▶ [EXERCISE REQUIREMENTS]: Return the material word for word. Do not include the pictures.

▶ [COLLECTED DATA]:
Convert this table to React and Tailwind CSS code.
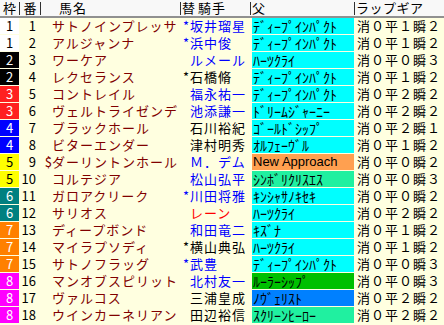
import React from 'react';

const FRAME = {
  1: 'bg-white text-black',
  2: 'bg-black text-white',
  3: 'bg-[#ff2020] text-white',
  4: 'bg-[#0000ff] text-white',
  5: 'bg-[#ffff00] text-black',
  6: 'bg-[#008080] text-white',
  7: 'bg-[#ff8000] text-white',
  8: 'bg-[#ff00ff] text-white',
};

const SIRE = {
  cyan: 'bg-[#00ffff]',
  orange: 'bg-[#ffa050]',
  mint: 'bg-[#20f0a0]',
  green: 'bg-[#00c000]',
  blue: 'bg-[#0080ff]',
};

const JOCKEY = {
  b: 'text-[#0000ff]',
  k: 'text-black',
  r: 'text-[#ff0000]',
};

// 枠, 番, 印, 馬名, 替, 騎手, 色, 父, 色, ラップギア
const horses = [
  [1, 1, '', 'サトノインプレッサ', '*', '坂井瑠星', 'b', 'ﾃﾞｨｰﾌﾟｲﾝﾊﾟｸﾄ', 'cyan', '消０平１瞬２'],
  [1, 2, '', 'アルジャンナ', '*', '浜中俊', 'b', 'ﾃﾞｨｰﾌﾟｲﾝﾊﾟｸﾄ', 'cyan', '消０平１瞬２'],
  [2, 3, '', 'ワーケア', '', 'ルメール', 'b', 'ﾊｰﾂｸﾗｲ', 'cyan', '消０平０瞬３'],
  [2, 4, '', 'レクセランス', '*', '石橋脩', 'k', 'ﾃﾞｨｰﾌﾟｲﾝﾊﾟｸﾄ', 'cyan', '消０平１瞬２'],
  [3, 5, '', 'コントレイル', '', '福永祐一', 'b', 'ﾃﾞｨｰﾌﾟｲﾝﾊﾟｸﾄ', 'cyan', '消０平２瞬２'],
  [3, 6, '', 'ヴェルトライゼンデ', '', '池添謙一', 'b', 'ﾄﾞﾘｰﾑｼﾞｬｰﾆｰ', 'cyan', '消０平２瞬２'],
  [4, 7, '', 'ブラックホール', '', '石川裕紀', 'k', 'ｺﾞｰﾙﾄﾞｼｯﾌﾟ', 'cyan', '消０平２瞬１'],
  [4, 8, '', 'ビターエンダー', '', '津村明秀', 'k', 'ｵﾙﾌｪｰｳﾞﾙ', 'cyan', '消０平１瞬２'],
  [5, 9, '$', 'ダーリントンホール', '', 'Ｍ．デム', 'b', 'New Approach', 'orange', '消０平０瞬２'],
  [5, 10, '', 'コルテジア', '', '松山弘平', 'b', 'ｼﾝﾎﾞﾘｸﾘｽｴｽ', 'mint', '消０平０瞬３'],
  [6, 11, '', 'ガロアクリーク', '*', '川田将雅', 'b', 'ｷﾝｼｬｻﾉｷｾｷ', 'cyan', '消０平０瞬２'],
  [6, 12, '', 'サリオス', '', 'レーン', 'r', 'ﾊｰﾂｸﾗｲ', 'cyan', '消０平２瞬２'],
  [7, 13, '', 'ディープボンド', '', '和田竜二', 'b', 'ｷｽﾞﾅ', 'cyan', '消０平１瞬２'],
  [7, 14, '', 'マイラプソディ', '*', '横山典弘', 'k', 'ﾊｰﾂｸﾗｲ', 'cyan', '消０平１瞬２'],
  [7, 15, '', 'サトノフラッグ', '*', '武豊', 'b', 'ﾃﾞｨｰﾌﾟｲﾝﾊﾟｸﾄ', 'cyan', '消０平０瞬３'],
  [8, 16, '', 'マンオブスピリット', '', '北村友一', 'b', 'ﾙｰﾗｰｼｯﾌﾟ', 'green', '消０平０瞬３'],
  [8, 17, '', 'ヴァルコス', '', '三浦皇成', 'k', 'ﾉｳﾞｪﾘｽﾄ', 'blue', '消０平２瞬２'],
  [8, 18, '', 'ウインカーネリアン', '', '田辺裕信', 'k', 'ｽｸﾘｰﾝﾋｰﾛｰ', 'mint', '消０平２瞬２'],
];

const font = { fontFamily: '"Noto Sans CJK JP", "Liberation Sans", sans-serif' };

function Sep() {
  return <div className="w-px h-[13px] bg-[#303030] self-center" />;
}

export default function App() {
  return (
    <div className="w-[444px] h-[325px] bg-[#ffffe0] overflow-hidden text-black" style={font}>
      {/* ヘッダー */}
      <div className="flex h-[18px] bg-[#f8f8f8] border-b-2 border-[#909090] text-[13px] leading-[16px] items-center">
        <div className="w-[19px] text-center">枠</div>
        <Sep />
        <div className="w-[20px] text-center">番</div>
        <Sep />
        <div className="w-[139px] pl-[18px] tracking-[1px]">馬名</div>
        <Sep />
        <div className="w-[69px] pl-[1px] flex tracking-[1px]">
          <span className="w-[16px]">替</span>
          <span>騎手</span>
        </div>
        <Sep />
        <div className="w-[103px] pl-[1px]">父</div>
        <Sep />
        <div className="flex-1 pl-[1px] tracking-[0.5px]">ラップギア</div>
      </div>

      {/* 本体 */}
      {horses.map(([waku, ban, mark, name, sub, jockey, jc, sire, sc, lap]) => {
        const latin = /^[A-Za-z ]+$/.test(sire);
        return (
          <div key={ban} className="flex h-[17px] leading-[16px]">
            <div className={`w-[19px] h-[16px] text-center text-[13px] ${FRAME[waku]}`}>{waku}</div>
            <div className="w-[22px] pr-[5px] text-right text-[13px]">{ban}</div>
            <div className="w-[140px] flex text-[13px] text-[#800000] tracking-[1px] whitespace-nowrap overflow-hidden">
              <span className="w-[11px] text-right tracking-normal">{mark}</span>
              <span>{name}</span>
            </div>
            <div className={`w-[70px] flex text-[13px] tracking-[1px] whitespace-nowrap ${JOCKEY[jc]}`}>
              <span className="w-[9px] pl-[2px] tracking-normal">{sub}</span>
              <span>{jockey}</span>
            </div>
            <div className="w-[104px] pl-[1px] pr-[1px]">
              <div
                className={`h-[16px] pl-[1px] whitespace-nowrap overflow-hidden ${SIRE[sc]} ${
                  latin ? "font-['Liberation_Sans'] text-[13px]" : 'text-[14px]'
                }`}
              >
                {sire}
              </div>
            </div>
            <div className="flex-1 pl-[2px] text-[13px] tracking-[1px] whitespace-nowrap">{lap}</div>
          </div>
        );
      })}
    </div>
  );
}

▶ [RESULT FOR THIS EXERCISE]:
Convert this table to React and Tailwind CSS code.
import React from 'react';

const FRAME = {
  1: 'bg-white text-black',
  2: 'bg-black text-white',
  3: 'bg-[#ff2020] text-white',
  4: 'bg-[#0000ff] text-white',
  5: 'bg-[#ffff00] text-black',
  6: 'bg-[#008080] text-white',
  7: 'bg-[#ff8000] text-white',
  8: 'bg-[#ff00ff] text-white',
};

const SIRE = {
  cyan: 'bg-[#00ffff]',
  orange: 'bg-[#ffa050]',
  mint: 'bg-[#20f0a0]',
  green: 'bg-[#00c000]',
  blue: 'bg-[#0080ff]',
};

const JOCKEY = {
  b: 'text-[#0000ff]',
  k: 'text-black',
  r: 'text-[#ff0000]',
};

// 枠, 番, 印, 馬名, 替, 騎手, 色, 父, 色, ラップギア
const horses = [
  [1, 1, '', 'サトノインプレッサ', '*', '坂井瑠星', 'b', 'ﾃﾞｨｰﾌﾟｲﾝﾊﾟｸﾄ', 'cyan', '消０平１瞬２'],
  [1, 2, '', 'アルジャンナ', '*', '浜中俊', 'b', 'ﾃﾞｨｰﾌﾟｲﾝﾊﾟｸﾄ', 'cyan', '消０平１瞬２'],
  [2, 3, '', 'ワーケア', '', 'ルメール', 'b', 'ﾊｰﾂｸﾗｲ', 'cyan', '消０平０瞬３'],
  [2, 4, '', 'レクセランス', '*', '石橋脩', 'k', 'ﾃﾞｨｰﾌﾟｲﾝﾊﾟｸﾄ', 'cyan', '消０平１瞬２'],
  [3, 5, '', 'コントレイル', '', '福永祐一', 'b', 'ﾃﾞｨｰﾌﾟｲﾝﾊﾟｸﾄ', 'cyan', '消０平２瞬２'],
  [3, 6, '', 'ヴェルトライゼンデ', '', '池添謙一', 'b', 'ﾄﾞﾘｰﾑｼﾞｬｰﾆｰ', 'cyan', '消０平２瞬２'],
  [4, 7, '', 'ブラックホール', '', '石川裕紀', 'k', 'ｺﾞｰﾙﾄﾞｼｯﾌﾟ', 'cyan', '消０平２瞬１'],
  [4, 8, '', 'ビターエンダー', '', '津村明秀', 'k', 'ｵﾙﾌｪｰｳﾞﾙ', 'cyan', '消０平１瞬２'],
  [5, 9, '$', 'ダーリントンホール', '', 'Ｍ．デム', 'b', 'New Approach', 'orange', '消０平０瞬２'],
  [5, 10, '', 'コルテジア', '', '松山弘平', 'b', 'ｼﾝﾎﾞﾘｸﾘｽｴｽ', 'mint', '消０平０瞬３'],
  [6, 11, '', 'ガロアクリーク', '*', '川田将雅', 'b', 'ｷﾝｼｬｻﾉｷｾｷ', 'cyan', '消０平０瞬２'],
  [6, 12, '', 'サリオス', '', 'レーン', 'r', 'ﾊｰﾂｸﾗｲ', 'cyan', '消０平２瞬２'],
  [7, 13, '', 'ディープボンド', '', '和田竜二', 'b', 'ｷｽﾞﾅ', 'cyan', '消０平１瞬２'],
  [7, 14, '', 'マイラプソディ', '*', '横山典弘', 'k', 'ﾊｰﾂｸﾗｲ', 'cyan', '消０平１瞬２'],
  [7, 15, '', 'サトノフラッグ', '*', '武豊', 'b', 'ﾃﾞｨｰﾌﾟｲﾝﾊﾟｸﾄ', 'cyan', '消０平０瞬３'],
  [8, 16, '', 'マンオブスピリット', '', '北村友一', 'b', 'ﾙｰﾗｰｼｯﾌﾟ', 'green', '消０平０瞬３'],
  [8, 17, '', 'ヴァルコス', '', '三浦皇成', 'k', 'ﾉｳﾞｪﾘｽﾄ', 'blue', '消０平２瞬２'],
  [8, 18, '', 'ウインカーネリアン', '', '田辺裕信', 'k', 'ｽｸﾘｰﾝﾋｰﾛｰ', 'mint', '消０平２瞬２'],
];

const font = { fontFamily: '"Noto Sans CJK JP", "Liberation Sans", sans-serif' };

function Sep() {
  return <div className="w-px h-[13px] bg-[#303030] self-center" />;
}

export default function App() {
  return (
    <div className="w-[444px] h-[325px] bg-[#ffffe0] overflow-hidden text-black" style={font}>
      {/* ヘッダー */}
      <div className="flex h-[18px] bg-[#f8f8f8] border-b-2 border-[#909090] text-[13px] leading-[16px] items-center">
        <div className="w-[19px] text-center">枠</div>
        <Sep />
        <div className="w-[20px] text-center">番</div>
        <Sep />
        <div className="w-[139px] pl-[18px] tracking-[1px]">馬名</div>
        <Sep />
        <div className="w-[69px] pl-[1px] flex tracking-[1px]">
          <span className="w-[16px]">替</span>
          <span>騎手</span>
        </div>
        <Sep />
        <div className="w-[103px] pl-[1px]">父</div>
        <Sep />
        <div className="flex-1 pl-[1px] tracking-[0.5px]">ラップギア</div>
      </div>

      {/* 本体 */}
      {horses.map(([waku, ban, mark, name, sub, jockey, jc, sire, sc, lap]) => {
        const latin = /^[A-Za-z ]+$/.test(sire);
        return (
          <div key={ban} className="flex h-[17px] leading-[16px]">
            <div className={`w-[19px] h-[16px] text-center text-[13px] ${FRAME[waku]}`}>{waku}</div>
            <div className="w-[22px] pr-[5px] text-right text-[13px]">{ban}</div>
            <div className="w-[140px] flex text-[13px] text-[#800000] tracking-[1px] whitespace-nowrap overflow-hidden">
              <span className="w-[11px] text-right tracking-normal">{mark}</span>
              <span>{name}</span>
            </div>
            <div className={`w-[70px] flex text-[13px] tracking-[1px] whitespace-nowrap ${JOCKEY[jc]}`}>
              <span className="w-[9px] pl-[2px] tracking-normal">{sub}</span>
              <span>{jockey}</span>
            </div>
            <div className="w-[104px] pl-[1px] pr-[1px]">
              <div
                className={`h-[16px] pl-[1px] whitespace-nowrap overflow-hidden ${SIRE[sc]} ${
                  latin ? "font-['Liberation_Sans'] text-[13px]" : 'text-[14px]'
                }`}
              >
                {sire}
              </div>
            </div>
            <div className="flex-1 pl-[2px] text-[13px] tracking-[1px] whitespace-nowrap">{lap}</div>
          </div>
        );
      })}
    </div>
  );
}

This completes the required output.